Wojciech Szczesny believes leaving Arsenal was the ‘greatest decision of his career’ and has thanked Roma for allowing him to ‘grow’ as a goalkeeper.
The Pole, often maligned during his time in the Premier League at Arsenal, has restored his reputation on the back of a successful two-year loan stint with the Serie A giants.
But with his loan deal with the Giallorossi set to expire once again, the player’s future is once again under the spotlight.
Whatever next though, Szczesny believes his game has developed following his decision to leave Arsenal.
“I could have stayed in an environment that was going negatively for me. Instead the opportunity that came gave me a fresh start,” Szczesny told The Guardian.
“You get a new perspective. You get new coaches and influences. You learn new drills. You do new things. Now I am very happy that it happened, even if the first impression was that I might be out of Arsenal, which was very painful. Now I think it was probably the best thing that could have happened to me.”
Szczesny feels he’s currently in the best form of his career and whatever happens next, he wants to ensure he continues to develop.
“The one thing I want to do is make sure I don’t stay still… I was quite still for five years – sometimes I played better, sometimes worse, sometimes phenomenal, sometimes rubbish,” Szczesny added.
“You take steps forwards and backwards. It is not very good for your head if you go up and down and up and down. I want to try to keep going up, with my quality and with my decisions that I make.
‘I am 27, the best I have ever been, I still have room to improve and I want to make sure that room doesn’t stay empty. I want to go into that room. It feels like a big moment.”
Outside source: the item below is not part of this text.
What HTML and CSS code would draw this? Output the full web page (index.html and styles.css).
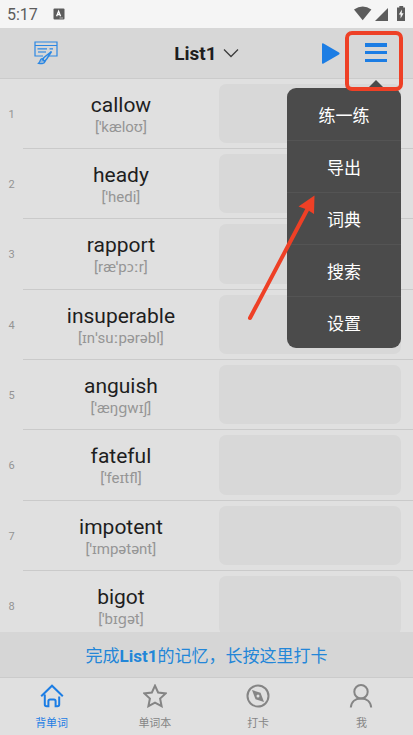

Speaking of his time with Roma, the Poland keeper continued: ‘The biggest thing I have taken away from these two years at Roma is the fact I grew as a goalkeeper. It’s just raising your levels, your standards. I absorbed a bigger knowledge of football, the tactical side of the game.
“You don’t see me with that rush of blood that I used to have as a younger keeper. It’s not that I don’t feel that rush of blood but tactically you are more aware of when to be involved, when to let the defenders recover.”